Через два года после мученичества Жанны Жан Жувенель дез-Юрсен, став преемником Кошона на епископской кафедре в Бове, горько жаловался арманьякским Генеральным Штатам, думая, вероятно, в первую очередь о своём предшественнике:

«Где те архиепископы, епископы, прелаты и иные церковные люди, которые жили бы так, как повелели святые Соборы и каноны? Где слышны их молитвы за бедный народ, о прекращении народных несчастий? Стоит возникнуть бандам, как они станут сами бандитами, будут плодить ещё большее размежевание, будут путаться в денежные дела, захотят получать от короля великие пенсии, иметь через него великие доходы, которые им следовало бы обращать на общественное благо… Ты, церковный человек, что ты пристаёшь к женщине, молящейся Богу перед алтарём?
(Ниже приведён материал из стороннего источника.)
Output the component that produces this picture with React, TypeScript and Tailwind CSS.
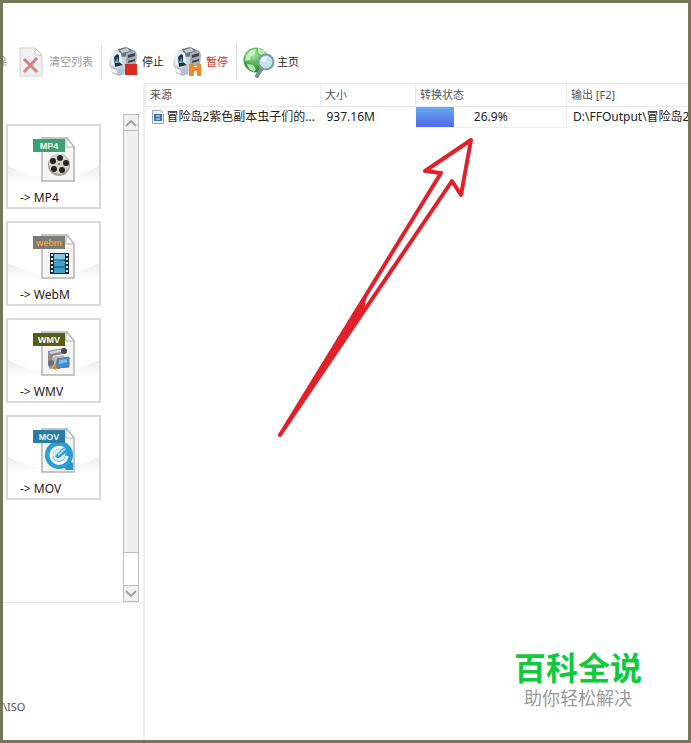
import type { ReactNode } from "react";

const formats = [
    { name: "MP4", label: "MP4", fill: "#3f9f74", color: "#e9fff4", art: <ReelArt /> },
    { name: "WebM", label: "webm", fill: "#7b7c78", color: "#f0a02c", art: <FilmArt /> },
    { name: "WMV", label: "WMV", fill: "#555d16", color: "#ffffff", art: <CameraArt /> },
    { name: "MOV", label: "MOV", fill: "#2a7ba6", color: "#e6f6ff", art: <QuickArt /> },
];

const tasks = [
    {
        source: "冒险岛2紫色副本虫子们的...",
        size: "937.16M",
        progress: 26.9,
        output: "D:\\FFOutput\\冒险岛2紫",
    },
];

function ReelArt() {
    const holes = [
        [28, 22],
        [34, 27],
        [30, 34],
        [22, 33],
        [21, 25],
    ];
    return (
        <g>
            <circle cx="27" cy="29" r="11" fill="#a19f9a" />
            <circle cx="27" cy="28" r="10" fill="#d3d1cc" />
            {holes.map(([x, y]) => (
                <circle key={`${x}-${y}`} cx={x} cy={y} r="3" fill="#29211e" />
            ))}
            <circle cx="27" cy="28" r="1" fill="#6a6561" />
        </g>
    );
}

function FilmArt() {
    return (
        <g>
            <rect x="18" y="20" width="19" height="21" fill="#20282c" />
            <rect x="22" y="21" width="11" height="19" fill="#3d9fca" />
            <path d="M22 21h11v5l-11 3z" fill="#83c9e4" />
            <path d="M22 27h11M22 34h11" stroke="#1d4c66" />
            <path d="M20 21v20M35 21v20" stroke="#e8edef" strokeWidth="2" strokeDasharray="2 2" />
        </g>
    );
}

function CameraArt() {
    return (
        <g>
            <path d="M16 21l16-3 3 2v3l-14 3v12l-3 1-2-4z" fill="#8b8d90" />
            <path d="M17 22l14-3 2 2-14 3z" fill="#cfd1d3" />
            <path d="M20 27l12-2 2 10-11 5-3-2z" fill="#b5b7ba" />
            <circle cx="19" cy="33" r="3" fill="#6b6d71" />
            <circle cx="32" cy="21" r="3" fill="#46494f" />
            <path d="M20 39l5-8 3 8z" fill="#d08a3e" />
            <path d="M25 29l12-2v10l-12 1z" fill="#3b8fd4" stroke="#68727c" />
            <path d="M27 30l8-1v3l-8 2z" fill="#7dbdf0" />
        </g>
    );
}

function QuickArt() {
    return (
        <g>
            <path d="M29 36l7-3 5 3v7h-7z" fill="#2496cc" />
            <circle cx="27" cy="28" r="14" fill="#2a9dd2" />
            <path d="M33 23a8 8 0 1 0 2 6" fill="#5cb6dd" stroke="#f5fafd" strokeWidth="3" />
            <circle cx="27" cy="28" r="6" fill="#d9eef7" />
            <path d="M25 31l-2-2 9-9 4 4-9 7z" fill="#2a9dd2" />
            <path d="M26 28l7-6" stroke="#a9dcf0" strokeWidth="2" />
        </g>
    );
}

type FormatProps = {
    name: string;
    label: string;
    fill: string;
    color: string;
    art: ReactNode;
};

function FormatCard({ name, label, fill, color, art }: FormatProps) {
    return (
        <button
            type="button"
            className="relative flex h-[85px] w-[95px] flex-col items-start border-2 border-[#d9d9d9] bg-white pt-2.5"
        >
            <svg className="absolute inset-0 size-full" viewBox="0 0 91 81" preserveAspectRatio="none" aria-hidden="true">
                <defs>
                    <linearGradient id={`swoosh-${name}`} x1="0" y1="0" x2="0" y2="1">
                        <stop offset="0" stopColor="#ebebeb" />
                        <stop offset="1" stopColor="#ffffff" />
                    </linearGradient>
                </defs>
                <path d="M0 40Q45 64 91 40V56H0z" fill={`url(#swoosh-${name})`} />
            </svg>
            <svg className="relative ml-6 h-[46px] w-[46px]" viewBox="0 0 46 46" aria-hidden="true">
                <path d="M10 2h25l7 9v34H10z" fill="#f5f5f5" stroke="#c4c4c4" strokeWidth="2" />
                <path d="M34 2v9h8z" fill="#ffffff" stroke="#b0b0b0" />
                {art}
                <rect x="1" y="3" width="32" height="13" fill={fill} />
                <text
                    x="17"
                    y="13"
                    fill={color}
                    textAnchor="middle"
                    className="font-['Liberation_Sans',sans-serif] text-[9px] font-bold"
                >
                    {label}
                </text>
            </svg>
            <span className="relative mt-2 ml-3 text-xs/4">-&gt; {name}</span>
        </button>
    );
}

function ClearIcon() {
    return (
        <svg className="h-[30px] w-6" viewBox="0 0 24 30" aria-hidden="true">
            <path d="M1 1h15l7 7v21H1z" fill="#f1f1f1" stroke="#cfcfcf" />
            <path d="M16 1v7h7z" fill="#fff" stroke="#c4c4c4" />
            <path d="M5 12l13 13M18 11L5 25" stroke="#d98080" strokeWidth="3" />
        </svg>
    );
}

function MachineIcon({ children }: { children: ReactNode }) {
    return (
        <svg className="h-[30px] w-[30px]" viewBox="0 0 30 30" aria-hidden="true">
            <path d="M3 9l5-6 6-1 4 3v22l-7 2-7-3-3-8z" fill="#c9d1d9" />
            <path d="M10 2l8-2 7 3-1 6-11 1z" fill="#6e7680" />
            <path d="M12 3l7-2 3 3-8 2z" fill="#c4cbd1" />
            <path d="M18 6l9-3 2 5-1 10-10 2z" fill="#a2abb4" />
            <path d="M20 8l7-2v3l-7 2zM20 14l7-2v2l-7 2z" fill="#3d454e" />
            <path d="M3 9l5-5 5 2 2 12-6 3-6-3z" fill="#e8eef3" />
            <path d="M6 10l3-3 2 1v7l4 3-8 2z" fill="#1f3443" />
            <path d="M9 10l2 6H7z" fill="#6da0bf" />
            <path d="M3 19l6 3 7-2v7l-6 2-6-3z" fill="#b4c3cf" />
            <path d="M2 20l7 4v3l-5-2z" fill="#eef2f5" />
            {children}
        </svg>
    );
}

function GlobeIcon() {
    return (
        <svg className="h-8 w-8" viewBox="0 0 32 32" aria-hidden="true">
            <defs>
                <radialGradient id="globe" cx="0.4" cy="0.3" r="0.75">
                    <stop offset="0" stopColor="#a9e9a0" />
                    <stop offset="0.55" stopColor="#45ac48" />
                    <stop offset="1" stopColor="#22733a" />
                </radialGradient>
            </defs>
            <circle cx="13" cy="14" r="12.5" fill="url(#globe)" />
            <path d="M3 9l5-5 5-1-1 5-4 2-1 4-5 1zM15 2l6 2 2 4-5 1-3-3zM4 18l6 1 3 4-2 3-5-3z" fill="#d6f6cd" opacity="0.8" />
            <path d="M19 22l-5 8" stroke="#7f8a90" strokeWidth="4" strokeLinecap="round" />
            <circle cx="23" cy="16" r="7.5" fill="#c7e2ec" stroke="#7c9ba4" strokeWidth="2" />
            <path d="M18 15a5 5 0 0 1 7-4l-3 5z" fill="#effaff" />
        </svg>
    );
}

function Toolbar() {
    return (
        <header className="flex h-[42px] shrink-0 items-center overflow-hidden text-[11px]/4 whitespace-nowrap">
            <button type="button" className="flex w-1 justify-end text-[#999]">
                除
            </button>
            <button type="button" className="ml-3 flex items-center gap-1.5 text-[#999]">
                <ClearIcon />
                清空列表
            </button>
            <span className="mr-1.5 ml-2 h-9 w-px bg-[#ddd]" />
            <button type="button" className="flex items-center gap-1">
                <MachineIcon>
                    <rect x="17" y="17" width="12" height="11" fill="#d92a20" />
                </MachineIcon>
                停止
            </button>
            <button type="button" className="ml-2 flex items-center gap-1 text-[#c23a1c]">
                <MachineIcon>
                    <path d="M17 17h5v3h3v-3h4v12h-4v-5h-3v5h-5z" fill="#f08a28" />
                </MachineIcon>
                暂停
            </button>
            <span className="ml-2 h-9 w-px bg-[#ddd]" />
            <button type="button" className="ml-1.5 flex items-center gap-0.5">
                <GlobeIcon />
                主页
            </button>
        </header>
    );
}

function ScrollBar() {
    return (
        <div className="flex w-4 shrink-0 flex-col border border-[#bdbdbd] bg-white">
            <button type="button" aria-label="Scroll up" className="flex h-4 items-center justify-center border-b border-[#bdbdbd] bg-[#f0f0f0]">
                <svg className="h-2 w-3" viewBox="0 0 12 8" aria-hidden="true">
                    <path d="M1 7l5-5 5 5" fill="none" stroke="#a3a3a3" strokeWidth="2" />
                </svg>
            </button>
            <div className="grow border-b border-[#bdbdbd] bg-[#f0f0f0]" />
            <div className="h-8" />
            <button type="button" aria-label="Scroll down" className="flex h-4 items-center justify-center border-t border-[#bdbdbd] bg-[#f0f0f0]">
                <svg className="h-2 w-3" viewBox="0 0 12 8" aria-hidden="true">
                    <path d="M1 1l5 5 5-5" fill="none" stroke="#a3a3a3" strokeWidth="2" />
                </svg>
            </button>
        </div>
    );
}

function Sidebar() {
    return (
        <aside className="flex w-[142px] shrink-0 flex-col border-r-2 border-[#f0f0f0]">
            <div className="mt-[31px] flex h-[489px] justify-between border-b border-[#e8e8e8] pr-1 pl-[3px]">
                <div className="flex flex-col gap-3 pt-2.5">
                    {formats.map((f) => (
                        <FormatCard key={f.name} {...f} />
                    ))}
                </div>
                <ScrollBar />
            </div>
            <p className="mt-24 text-[11px]/4 text-[#555]">\ISO</p>
        </aside>
    );
}

function TaskTable() {
    return (
        <table className="w-full table-fixed border-collapse text-left whitespace-nowrap">
            <colgroup>
                <col className="w-[175px]" />
                <col className="w-[95px]" />
                <col className="w-[151px]" />
                <col />
            </colgroup>
            <thead className="text-[11px] text-[#555]">
                <tr className="h-[23px] border-y border-[#e9e9e9]">
                    <th className="border-x border-[#e9e9e9] px-1 font-normal">来源</th>
                    <th className="border-r border-[#e9e9e9] px-1 font-normal">大小</th>
                    <th className="border-r border-[#e9e9e9] px-1 font-normal">转换状态</th>
                    <th className="px-1 font-normal">输出 [F2]</th>
                </tr>
            </thead>
            <tbody className="text-xs/5">
                {tasks.map((t) => (
                    <tr key={t.output}>
                        <td className="overflow-hidden pl-1.5">
                            <div className="flex items-center gap-[3px]">
                                <svg className="h-[14px] w-3 shrink-0" viewBox="0 0 12 14" aria-hidden="true">
                                    <path d="M.5.5h8l3 3v10H.5z" fill="#eef3f8" stroke="#9aa3ad" />
                                    <rect x="2" y="4" width="8" height="7" fill="#3e74ad" />
                                    <path d="M4 5h4v2H4zM4 8h4v2H4z" fill="#8db6de" />
                                </svg>
                                {t.source}
                            </div>
                        </td>
                        <td className="pl-1.5">{t.size}</td>
                        <td className="border-r border-b border-[#eee]">
                            <div className="relative text-center">
                                <div className="absolute inset-y-0 right-2 left-0">
                                    <div
                                        className="h-full bg-linear-to-b from-[#6aaaf0] to-[#5068e8]"
                                        style={{ width: `${t.progress}%` }}
                                    />
                                </div>
                                <span className="relative">{t.progress}%</span>
                            </div>
                        </td>
                        <td className="overflow-hidden pl-1.5">{t.output}</td>
                    </tr>
                ))}
            </tbody>
        </table>
    );
}

export default function App() {
    return (
        <div
            lang="zh-CN"
            className="relative flex min-h-screen flex-col overflow-hidden border-3 border-[#74775a] bg-white pt-[38px] font-['Noto_Sans','Noto_Sans_CJK_SC',sans-serif] text-[#222]"
        >
            <Toolbar />
            <div className="flex grow">
                <Sidebar />
                <main className="relative min-w-0 grow">
                    <TaskTable />
                    <svg className="absolute top-[50px] left-[130px] h-[310px] w-[205px]" viewBox="0 0 205 310" aria-hidden="true">
                        <path d="M5 302L92 161L89 178z" fill="#e2202a" />
                        <path
                            d="M5 302L166 40l-16-2L196 7l-10 55-9-14z"
                            fill="none"
                            stroke="#e2202a"
                            strokeWidth="4"
                            strokeLinejoin="round"
                        />
                    </svg>
                </main>
            </div>
            <div className="absolute right-[46px] bottom-[30px] text-center">
                <p className="text-[32px]/9 font-bold text-[#0fca3c]">百科全说</p>
                <p className="text-lg/6 text-[#999]">助你轻松解决</p>
            </div>
        </div>
    );
}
Даже язычники ставили жрецами только людей целомудренных… Церковные люди должны творить милостыню и заботиться о бедных, а не ухищряться о собственном обогащении. Но боюсь, что мало теперь таких».

Нужно сказать со всей ясностью: в этом англо-бургиньонском клире, вскормленном бургиньонским Университетом, есть террористический дух, которого, безусловно, нет в буржском королевстве, и в нём нет той моральной опрятности, которая всё же присуща арманьякскому клиру, вышедшему в большинстве своём из школы Жерсона. «Ругань, драки, ношение оружия, истории с похищенными девицами и наложницами, кражи, хищения – вот что мы находим почти повсеместно, в Бове, в Париже, в Руане», – пишет Шампьон, как никто изучивший этот мир. Прокурор Кошона в Бове Никола де Паси вступает в драку с архидиаконом из-за какой-то женщины дурного поведения и в дальнейшем садится в тюрьму за ряд скандальных историй. Священник Массье, исполняющий на суде над Девушкой обязанности судебного пристава, в дальнейшем попадает под суд за оскорбление общественной нравственности.